Vice-Chancellor Wale Omole had been out of the country on the day of the attack. Upon returning to campus, he was summoned to Abuja to report the incident. On 14 July, his suspension was announced by the government. On 18 July, professor Roger Makanjuola was appointed Vice-Chancellor, replacing Omole. Makanjuola promised the students of Obafemi Awolowo University he would do everything in his power to bring the perpetrators to justice. Firstly he visited the Commissioner of Police, Mr. J.C. Nwoye, in Osogbo, who raised the issue that the university still had yet to officially report the murders despite what he said had been repeated requests. Makanjuola then wrote reports and submitted the required paperwork officially reporting the murders.
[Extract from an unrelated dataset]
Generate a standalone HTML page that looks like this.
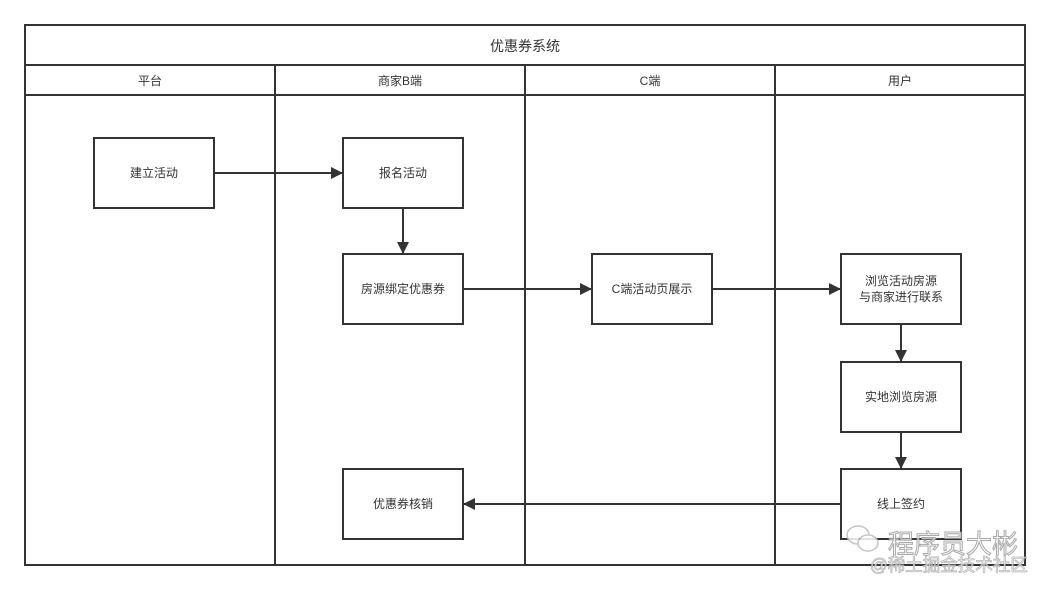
<!DOCTYPE html>
<html><head><meta charset="utf-8"><style>
body{margin:0;background:#fff}
svg text{font-family:"Liberation Sans","Noto Sans CJK SC",sans-serif;fill:#333}
</style></head><body>
<svg width="1050" height="590" viewBox="0 0 1050 590" xmlns="http://www.w3.org/2000/svg">
<defs><marker id="a" markerWidth="12" markerHeight="12" refX="11" refY="6" orient="auto" markerUnits="userSpaceOnUse"><path d="M0,0 L12,6 L0,12 Z" fill="#333"/></marker></defs>
<g stroke="#333" stroke-width="2" fill="none">
<rect x="25" y="25" width="1000" height="540"/>
<line x1="25" y1="65" x2="1025" y2="65"/>
<line x1="25" y1="95" x2="1025" y2="95"/>
<line x1="275" y1="65" x2="275" y2="565"/>
<line x1="525" y1="65" x2="525" y2="565"/>
<line x1="775" y1="65" x2="775" y2="565"/>
<rect x="94" y="138" width="120" height="70"/>
<rect x="343" y="138" width="120" height="70"/>
<rect x="343" y="254" width="120" height="70"/>
<rect x="592" y="254" width="120" height="70"/>
<rect x="841" y="254" width="120" height="70"/>
<rect x="841" y="362" width="120" height="70"/>
<rect x="841" y="469" width="120" height="70"/>
<rect x="343" y="469" width="120" height="70"/>
<line x1="214" y1="173" x2="342" y2="173" marker-end="url(#a)"/>
<line x1="403" y1="208" x2="403" y2="253" marker-end="url(#a)"/>
<line x1="463" y1="289" x2="591" y2="289" marker-end="url(#a)"/>
<line x1="712" y1="289" x2="840" y2="289" marker-end="url(#a)"/>
<line x1="901" y1="324" x2="901" y2="361" marker-end="url(#a)"/>
<line x1="901" y1="432" x2="901" y2="468" marker-end="url(#a)"/>
<line x1="841" y1="504" x2="464" y2="504" marker-end="url(#a)"/>
</g>
<g font-size="12" text-anchor="middle">
<text x="525" y="51" font-size="14">优惠券系统</text>
<text x="150" y="85">平台</text>
<text x="400" y="85">商家B端</text>
<text x="650" y="85">C端</text>
<text x="900" y="85">用户</text>
<text x="154" y="177">建立活动</text>
<text x="403" y="177">报名活动</text>
<text x="403" y="293">房源绑定优惠券</text>
<text x="652" y="293">C端活动页展示</text>
<text x="901" y="285">浏览活动房源</text>
<text x="901" y="301">与商家进行联系</text>
<text x="901" y="401">实地浏览房源</text>
<text x="901" y="508">线上签约</text>
<text x="403" y="508">优惠券核销</text>
</g>
<g opacity="0.85">
<ellipse cx="858" cy="535" rx="11" ry="9" fill="#fff" stroke="#bbb" stroke-width="1.5"/>
<ellipse cx="868" cy="543" rx="10" ry="8" fill="#fff" stroke="#bbb" stroke-width="1.5"/>
<text x="888" y="553" font-size="26" style="fill:#fff;stroke:#999;stroke-width:1">程序员大彬</text>
<text x="870" y="571" font-size="17.5" style="fill:#fff;stroke:#aaa;stroke-width:0.8">@稀土掘金技术社区</text>
</g>
</svg>
</body></html>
=== Arrests and prosecutions ===
In the following three weeks, 12 individuals were arrested and charge, including Idahosa and Ojuagu. Of the eight individuals involved in the 7 March incident, only one could be located and arrested. Two had left Nigeria to continue their studies in France.

On 18 October, a Judicial Commission of Inquiry was instated, and began activity on 24 November. The chairman of the commission was Justice Okoi Itam. Other members included professor Jadesola Akande, journalist Ray Ekpu, legal counsel Turi Akerele, and student representative and alumni Adeyinka Olumide-Fusika. The commission's report was submitted in February 2000 and was released, along with the Nigerian government's white paper, later that year. The commission expressed its strong belief that seven named individuals had participated in the killings—Frank Idahosa, Didi Yuletide, Kazeem "Kato" Bello, and four individuals who were identified only by their nicknames or Christian names—Innocent, Athanasius, "Ochuko", and "Chunk". The last was identified as the then head of the Black Axe. The commission also recommended the investigation of 16 other individuals, including Ojuagu and the nine involved in the 7 March incident. The commission criticized the police investigation of the case and recommended that the Inspector-General of Police set up a special task force for the investigation.

Trials commenced on 9 April 2001 in the Osogbo High Court.

In 2009 it was reported: "Ten years after the carnage, the relatives and associates of the victims as well as students of OAU are still crying out for justice."

==Depiction in media==
There have been many depictions of the OAU massacre in various media. Dugbe Dugbe (2005) produced by Bukky Wright was based on the events of the massacre.